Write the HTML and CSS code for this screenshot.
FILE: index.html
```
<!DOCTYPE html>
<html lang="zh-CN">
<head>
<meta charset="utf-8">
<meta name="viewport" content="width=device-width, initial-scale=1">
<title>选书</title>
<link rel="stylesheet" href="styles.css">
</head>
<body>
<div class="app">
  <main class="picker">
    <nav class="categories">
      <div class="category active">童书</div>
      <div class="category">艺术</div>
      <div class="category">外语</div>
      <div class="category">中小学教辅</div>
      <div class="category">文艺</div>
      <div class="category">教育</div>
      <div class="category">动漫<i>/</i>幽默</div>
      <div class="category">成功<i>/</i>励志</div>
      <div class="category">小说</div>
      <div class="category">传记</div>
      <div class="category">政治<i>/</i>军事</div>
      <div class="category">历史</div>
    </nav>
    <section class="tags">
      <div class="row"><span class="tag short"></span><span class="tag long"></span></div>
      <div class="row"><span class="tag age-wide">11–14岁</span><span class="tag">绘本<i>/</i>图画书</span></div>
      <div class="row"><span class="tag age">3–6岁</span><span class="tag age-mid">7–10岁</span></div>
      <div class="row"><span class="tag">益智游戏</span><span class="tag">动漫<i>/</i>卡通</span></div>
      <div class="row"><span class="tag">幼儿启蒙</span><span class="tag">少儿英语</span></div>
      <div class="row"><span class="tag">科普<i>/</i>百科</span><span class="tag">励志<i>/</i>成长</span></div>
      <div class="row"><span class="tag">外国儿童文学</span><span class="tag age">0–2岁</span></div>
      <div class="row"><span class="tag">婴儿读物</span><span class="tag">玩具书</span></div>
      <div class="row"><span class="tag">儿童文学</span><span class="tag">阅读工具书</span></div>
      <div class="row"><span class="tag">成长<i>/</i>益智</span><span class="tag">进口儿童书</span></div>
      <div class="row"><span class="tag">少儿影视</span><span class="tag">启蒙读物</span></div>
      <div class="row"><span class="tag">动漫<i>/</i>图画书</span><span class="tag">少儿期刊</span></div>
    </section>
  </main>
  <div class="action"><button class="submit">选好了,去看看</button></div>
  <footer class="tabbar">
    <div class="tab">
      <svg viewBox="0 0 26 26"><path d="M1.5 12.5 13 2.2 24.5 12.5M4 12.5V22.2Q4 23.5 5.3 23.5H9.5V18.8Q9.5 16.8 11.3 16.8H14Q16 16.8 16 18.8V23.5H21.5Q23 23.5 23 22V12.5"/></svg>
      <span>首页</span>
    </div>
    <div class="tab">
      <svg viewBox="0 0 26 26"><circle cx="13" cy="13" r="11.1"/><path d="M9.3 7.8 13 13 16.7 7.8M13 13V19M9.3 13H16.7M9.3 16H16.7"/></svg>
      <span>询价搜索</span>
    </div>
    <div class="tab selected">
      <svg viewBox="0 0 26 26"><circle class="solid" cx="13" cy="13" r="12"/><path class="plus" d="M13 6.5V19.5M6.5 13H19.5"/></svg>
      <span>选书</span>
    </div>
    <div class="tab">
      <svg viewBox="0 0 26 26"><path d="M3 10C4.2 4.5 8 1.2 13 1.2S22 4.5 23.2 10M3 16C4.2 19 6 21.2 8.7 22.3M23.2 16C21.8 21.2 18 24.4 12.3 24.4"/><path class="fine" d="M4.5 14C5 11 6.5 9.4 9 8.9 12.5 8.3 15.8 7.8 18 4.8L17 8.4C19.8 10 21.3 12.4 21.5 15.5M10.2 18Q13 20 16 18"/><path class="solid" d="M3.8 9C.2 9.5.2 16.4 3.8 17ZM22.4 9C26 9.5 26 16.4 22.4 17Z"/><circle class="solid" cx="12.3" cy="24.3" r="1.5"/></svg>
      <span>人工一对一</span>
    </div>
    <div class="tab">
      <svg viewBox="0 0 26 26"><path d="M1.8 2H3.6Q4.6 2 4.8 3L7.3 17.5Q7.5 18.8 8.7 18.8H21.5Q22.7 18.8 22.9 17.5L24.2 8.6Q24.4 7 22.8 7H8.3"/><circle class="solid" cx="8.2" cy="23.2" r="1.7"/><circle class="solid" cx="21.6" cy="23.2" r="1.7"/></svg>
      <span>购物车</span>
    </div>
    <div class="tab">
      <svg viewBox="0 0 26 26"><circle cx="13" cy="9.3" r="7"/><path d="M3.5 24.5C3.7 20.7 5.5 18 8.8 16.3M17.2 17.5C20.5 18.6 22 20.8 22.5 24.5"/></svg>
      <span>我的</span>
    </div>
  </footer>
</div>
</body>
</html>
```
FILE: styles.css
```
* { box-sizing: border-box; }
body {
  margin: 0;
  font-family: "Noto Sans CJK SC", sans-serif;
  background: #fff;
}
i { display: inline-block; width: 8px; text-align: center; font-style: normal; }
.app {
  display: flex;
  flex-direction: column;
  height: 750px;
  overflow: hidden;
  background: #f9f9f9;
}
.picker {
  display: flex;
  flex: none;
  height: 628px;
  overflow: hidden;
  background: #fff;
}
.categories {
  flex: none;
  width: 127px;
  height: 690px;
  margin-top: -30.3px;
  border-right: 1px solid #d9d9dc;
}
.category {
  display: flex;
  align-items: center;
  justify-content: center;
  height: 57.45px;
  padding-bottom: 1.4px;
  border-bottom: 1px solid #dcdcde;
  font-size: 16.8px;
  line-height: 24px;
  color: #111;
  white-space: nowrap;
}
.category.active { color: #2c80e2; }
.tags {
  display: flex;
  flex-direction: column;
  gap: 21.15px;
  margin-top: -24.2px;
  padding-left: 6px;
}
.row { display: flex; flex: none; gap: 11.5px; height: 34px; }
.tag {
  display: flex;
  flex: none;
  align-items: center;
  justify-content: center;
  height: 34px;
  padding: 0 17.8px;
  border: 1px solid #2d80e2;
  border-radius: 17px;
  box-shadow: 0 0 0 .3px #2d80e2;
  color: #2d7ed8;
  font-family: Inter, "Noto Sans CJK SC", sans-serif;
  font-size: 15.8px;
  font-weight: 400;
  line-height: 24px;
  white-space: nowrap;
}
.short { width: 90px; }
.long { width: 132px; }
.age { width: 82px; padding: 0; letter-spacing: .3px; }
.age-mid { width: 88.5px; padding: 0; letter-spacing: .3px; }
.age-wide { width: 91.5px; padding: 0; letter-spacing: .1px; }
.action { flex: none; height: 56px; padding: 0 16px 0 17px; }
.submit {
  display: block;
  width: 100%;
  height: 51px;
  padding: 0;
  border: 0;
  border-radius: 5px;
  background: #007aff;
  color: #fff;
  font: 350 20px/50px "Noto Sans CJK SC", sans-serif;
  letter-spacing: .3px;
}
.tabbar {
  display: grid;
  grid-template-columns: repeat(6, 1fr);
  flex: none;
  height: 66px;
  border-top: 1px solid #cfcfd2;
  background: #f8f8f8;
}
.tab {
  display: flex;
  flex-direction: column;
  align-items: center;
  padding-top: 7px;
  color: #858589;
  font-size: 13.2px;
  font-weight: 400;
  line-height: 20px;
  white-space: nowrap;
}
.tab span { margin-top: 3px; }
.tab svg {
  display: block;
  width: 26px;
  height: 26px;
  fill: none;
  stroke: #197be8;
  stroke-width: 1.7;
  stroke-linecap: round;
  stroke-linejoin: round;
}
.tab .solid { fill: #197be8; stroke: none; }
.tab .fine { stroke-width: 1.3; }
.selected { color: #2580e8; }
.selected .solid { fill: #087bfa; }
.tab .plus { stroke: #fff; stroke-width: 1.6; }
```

-------------------------

What the exercise asks -> Please output the entire listing exactly as it stands.

Result for this exercise ->
Write the HTML and CSS code for this screenshot.
FILE: index.html
```
<!DOCTYPE html>
<html lang="zh-CN">
<head>
<meta charset="utf-8">
<meta name="viewport" content="width=device-width, initial-scale=1">
<title>选书</title>
<link rel="stylesheet" href="styles.css">
</head>
<body>
<div class="app">
  <main class="picker">
    <nav class="categories">
      <div class="category active">童书</div>
      <div class="category">艺术</div>
      <div class="category">外语</div>
      <div class="category">中小学教辅</div>
      <div class="category">文艺</div>
      <div class="category">教育</div>
      <div class="category">动漫<i>/</i>幽默</div>
      <div class="category">成功<i>/</i>励志</div>
      <div class="category">小说</div>
      <div class="category">传记</div>
      <div class="category">政治<i>/</i>军事</div>
      <div class="category">历史</div>
    </nav>
    <section class="tags">
      <div class="row"><span class="tag short"></span><span class="tag long"></span></div>
      <div class="row"><span class="tag age-wide">11–14岁</span><span class="tag">绘本<i>/</i>图画书</span></div>
      <div class="row"><span class="tag age">3–6岁</span><span class="tag age-mid">7–10岁</span></div>
      <div class="row"><span class="tag">益智游戏</span><span class="tag">动漫<i>/</i>卡通</span></div>
      <div class="row"><span class="tag">幼儿启蒙</span><span class="tag">少儿英语</span></div>
      <div class="row"><span class="tag">科普<i>/</i>百科</span><span class="tag">励志<i>/</i>成长</span></div>
      <div class="row"><span class="tag">外国儿童文学</span><span class="tag age">0–2岁</span></div>
      <div class="row"><span class="tag">婴儿读物</span><span class="tag">玩具书</span></div>
      <div class="row"><span class="tag">儿童文学</span><span class="tag">阅读工具书</span></div>
      <div class="row"><span class="tag">成长<i>/</i>益智</span><span class="tag">进口儿童书</span></div>
      <div class="row"><span class="tag">少儿影视</span><span class="tag">启蒙读物</span></div>
      <div class="row"><span class="tag">动漫<i>/</i>图画书</span><span class="tag">少儿期刊</span></div>
    </section>
  </main>
  <div class="action"><button class="submit">选好了,去看看</button></div>
  <footer class="tabbar">
    <div class="tab">
      <svg viewBox="0 0 26 26"><path d="M1.5 12.5 13 2.2 24.5 12.5M4 12.5V22.2Q4 23.5 5.3 23.5H9.5V18.8Q9.5 16.8 11.3 16.8H14Q16 16.8 16 18.8V23.5H21.5Q23 23.5 23 22V12.5"/></svg>
      <span>首页</span>
    </div>
    <div class="tab">
      <svg viewBox="0 0 26 26"><circle cx="13" cy="13" r="11.1"/><path d="M9.3 7.8 13 13 16.7 7.8M13 13V19M9.3 13H16.7M9.3 16H16.7"/></svg>
      <span>询价搜索</span>
    </div>
    <div class="tab selected">
      <svg viewBox="0 0 26 26"><circle class="solid" cx="13" cy="13" r="12"/><path class="plus" d="M13 6.5V19.5M6.5 13H19.5"/></svg>
      <span>选书</span>
    </div>
    <div class="tab">
      <svg viewBox="0 0 26 26"><path d="M3 10C4.2 4.5 8 1.2 13 1.2S22 4.5 23.2 10M3 16C4.2 19 6 21.2 8.7 22.3M23.2 16C21.8 21.2 18 24.4 12.3 24.4"/><path class="fine" d="M4.5 14C5 11 6.5 9.4 9 8.9 12.5 8.3 15.8 7.8 18 4.8L17 8.4C19.8 10 21.3 12.4 21.5 15.5M10.2 18Q13 20 16 18"/><path class="solid" d="M3.8 9C.2 9.5.2 16.4 3.8 17ZM22.4 9C26 9.5 26 16.4 22.4 17Z"/><circle class="solid" cx="12.3" cy="24.3" r="1.5"/></svg>
      <span>人工一对一</span>
    </div>
    <div class="tab">
      <svg viewBox="0 0 26 26"><path d="M1.8 2H3.6Q4.6 2 4.8 3L7.3 17.5Q7.5 18.8 8.7 18.8H21.5Q22.7 18.8 22.9 17.5L24.2 8.6Q24.4 7 22.8 7H8.3"/><circle class="solid" cx="8.2" cy="23.2" r="1.7"/><circle class="solid" cx="21.6" cy="23.2" r="1.7"/></svg>
      <span>购物车</span>
    </div>
    <div class="tab">
      <svg viewBox="0 0 26 26"><circle cx="13" cy="9.3" r="7"/><path d="M3.5 24.5C3.7 20.7 5.5 18 8.8 16.3M17.2 17.5C20.5 18.6 22 20.8 22.5 24.5"/></svg>
      <span>我的</span>
    </div>
  </footer>
</div>
</body>
</html>
```
FILE: styles.css
```
* { box-sizing: border-box; }
body {
  margin: 0;
  font-family: "Noto Sans CJK SC", sans-serif;
  background: #fff;
}
i { display: inline-block; width: 8px; text-align: center; font-style: normal; }
.app {
  display: flex;
  flex-direction: column;
  height: 750px;
  overflow: hidden;
  background: #f9f9f9;
}
.picker {
  display: flex;
  flex: none;
  height: 628px;
  overflow: hidden;
  background: #fff;
}
.categories {
  flex: none;
  width: 127px;
  height: 690px;
  margin-top: -30.3px;
  border-right: 1px solid #d9d9dc;
}
.category {
  display: flex;
  align-items: center;
  justify-content: center;
  height: 57.45px;
  padding-bottom: 1.4px;
  border-bottom: 1px solid #dcdcde;
  font-size: 16.8px;
  line-height: 24px;
  color: #111;
  white-space: nowrap;
}
.category.active { color: #2c80e2; }
.tags {
  display: flex;
  flex-direction: column;
  gap: 21.15px;
  margin-top: -24.2px;
  padding-left: 6px;
}
.row { display: flex; flex: none; gap: 11.5px; height: 34px; }
.tag {
  display: flex;
  flex: none;
  align-items: center;
  justify-content: center;
  height: 34px;
  padding: 0 17.8px;
  border: 1px solid #2d80e2;
  border-radius: 17px;
  box-shadow: 0 0 0 .3px #2d80e2;
  color: #2d7ed8;
  font-family: Inter, "Noto Sans CJK SC", sans-serif;
  font-size: 15.8px;
  font-weight: 400;
  line-height: 24px;
  white-space: nowrap;
}
.short { width: 90px; }
.long { width: 132px; }
.age { width: 82px; padding: 0; letter-spacing: .3px; }
.age-mid { width: 88.5px; padding: 0; letter-spacing: .3px; }
.age-wide { width: 91.5px; padding: 0; letter-spacing: .1px; }
.action { flex: none; height: 56px; padding: 0 16px 0 17px; }
.submit {
  display: block;
  width: 100%;
  height: 51px;
  padding: 0;
  border: 0;
  border-radius: 5px;
  background: #007aff;
  color: #fff;
  font: 350 20px/50px "Noto Sans CJK SC", sans-serif;
  letter-spacing: .3px;
}
.tabbar {
  display: grid;
  grid-template-columns: repeat(6, 1fr);
  flex: none;
  height: 66px;
  border-top: 1px solid #cfcfd2;
  background: #f8f8f8;
}
.tab {
  display: flex;
  flex-direction: column;
  align-items: center;
  padding-top: 7px;
  color: #858589;
  font-size: 13.2px;
  font-weight: 400;
  line-height: 20px;
  white-space: nowrap;
}
.tab span { margin-top: 3px; }
.tab svg {
  display: block;
  width: 26px;
  height: 26px;
  fill: none;
  stroke: #197be8;
  stroke-width: 1.7;
  stroke-linecap: round;
  stroke-linejoin: round;
}
.tab .solid { fill: #197be8; stroke: none; }
.tab .fine { stroke-width: 1.3; }
.selected { color: #2580e8; }
.selected .solid { fill: #087bfa; }
.tab .plus { stroke: #fff; stroke-width: 1.6; }
```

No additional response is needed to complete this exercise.